Transfer learning deep convolutional neural network for RGB-D face recognition

Puveneswari Shunmugam

Transfer learning deep convolutional neural network for RGB-D face recognition

Date Issued

2020

Author(s)

Puveneswari Shunmugam

Handle (URI)

https://hdl.handle.net/20.500.14170/13681

Abstract

Two-dimensional face recognition has been researched for past few decades. With the recent development of Deep Convolutional Neural Network deep learning approaches, two-dimensional face recognition had achieved impressive recognition accuracy rate. However, there are still some challenges such as pose variation, scene illumination, facial emotions, facial occlusions exist in the two-dimensional face recognition. This problem can be solved by adding the Depth images as input as it provides valuable information to help model facial boundaries and understand the facial features and provide low frequency patterns. RGB-D images are more robust compared to only RGB images. Unfortunately, lack of large RGB-D face databases to train the DCNN is the main reason for this research to be unexplored earlier. Now with the transfer learning approach, few researches have been done very recently for RGB-D Face recognition.
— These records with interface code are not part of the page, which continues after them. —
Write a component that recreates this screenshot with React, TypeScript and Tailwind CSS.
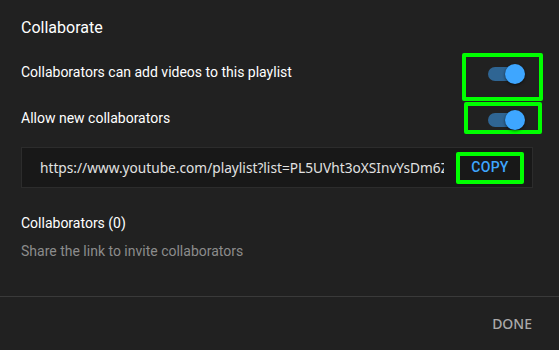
import React from "react";

function Toggle() {
  return (
    <div className="relative w-[37px] h-[20px]">
      <div className="absolute left-0 top-[3px] w-[34px] h-[14px] rounded-full bg-[#2f6593]" />
      <div className="absolute right-0 top-0 w-[20px] h-[20px] rounded-full bg-[#3ea6ff] shadow-[0_1px_3px_rgba(0,0,0,0.6)]" />
    </div>
  );
}

export default function App() {
  return (
    <div
      className="w-[559px] h-[350px] bg-[#212121] flex flex-col text-white overflow-hidden"
      style={{ fontFamily: "Roboto, 'Liberation Sans', sans-serif" }}
    >
      <div className="pt-[18px] pl-[21px] text-[16px] leading-[20px]">Collaborate</div>

      <div className="mt-[15px] h-[48px] flex items-center justify-between pl-[21px] pr-[16px]">
        <span className="text-[14px] leading-[20px] mb-[10px]">
          Collaborators can add videos to this playlist
        </span>
        <div className="w-[81px] h-[48px] border-4 border-[#00ff00] rounded-[2px] flex pl-[22px] pt-[7px]">
          <Toggle />
        </div>
      </div>

      <div className="mt-[1px] h-[32px] flex items-center justify-between pl-[21px] pr-[17px]">
        <span className="text-[14px] leading-[20px]">Allow new collaborators</span>
        <div className="w-[78px] h-[32px] border-4 border-[#00ff00] rounded-[2px] flex pl-[20px] pt-[4px]">
          <Toggle />
        </div>
      </div>

      <div className="mt-[13px] ml-[21px] w-[512px] h-[41px] border border-[#2c2c2c] bg-[#181818] flex items-center pl-[18px] pr-[8px] gap-[12px]">
        <div className="flex-1 min-w-0 overflow-hidden">
          <div
            className="whitespace-nowrap text-[13.7px] leading-[20px] text-[#e2e2e2]"
            style={{ fontFamily: "'Noto Sans', 'Open Sans', sans-serif" }}
          >
            https://www.youtube.com/playlist?list=PL5UVht3oXSInvYsDm6Z
          </div>
        </div>
        <div className="shrink-0 w-[68px] h-[32px] border-4 border-[#00ff00] rounded-[2px] flex items-center justify-center text-[14px] font-medium text-[#3ea6ff] tracking-[0.3px]">
          COPY
        </div>
      </div>

      <div className="mt-[25px] pl-[21px] text-[14px] leading-[20px]">Collaborators (0)</div>
      <div className="mt-[8px] pl-[21px] text-[14px] leading-[20px] text-[#8c8c8c]">
        Share the link to invite collaborators
      </div>

      <div className="mt-[35px] h-px bg-[#3a3a3a]" />

      <div className="flex justify-end pr-[27px] pt-[17px]">
        <span
          className="text-[14px] leading-[20px] font-medium text-[#aaaaaa]"
          style={{ fontFamily: "'Noto Sans', 'Open Sans', sans-serif" }}
        >
          DONE
        </span>
      </div>
    </div>
  );
}
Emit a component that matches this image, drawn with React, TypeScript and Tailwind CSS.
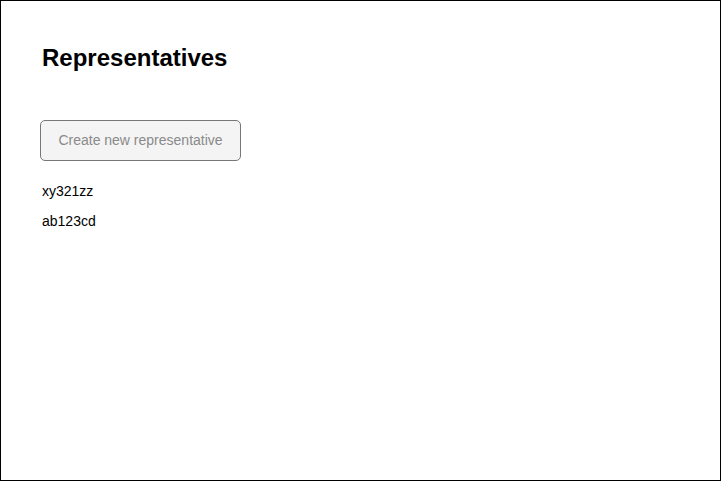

As the first contribution, this research constructed a new RGB-D face database under various face challenges (illumination, occlusion, emotion, and face poses) using the Intel RealSense D435 Depth Camera which has better Depth resolution compared to the Microsoft Kinect Camera. As the second contribution, this research developed a Twin-DCNN architecture based on Inception-ResNet-V2 model and VGG16 model which takes RGB-D images as input. The RGB stream (Inception-ResNet-V2) processes RGB images while the Depth stream (VGG16) process Depth images separately. The entire upper layer in each pre-trained model has been maintained and the lower layer were finetuned by adding a fully connected layer to each model. Then both RGB and Depth stream DCNN models were concatenated together. Finally, the Soft-Max layer was added with 50 output classes. Developed Twin-DCNN model achieved 96% accuracy on our newly constructed RGB-D database.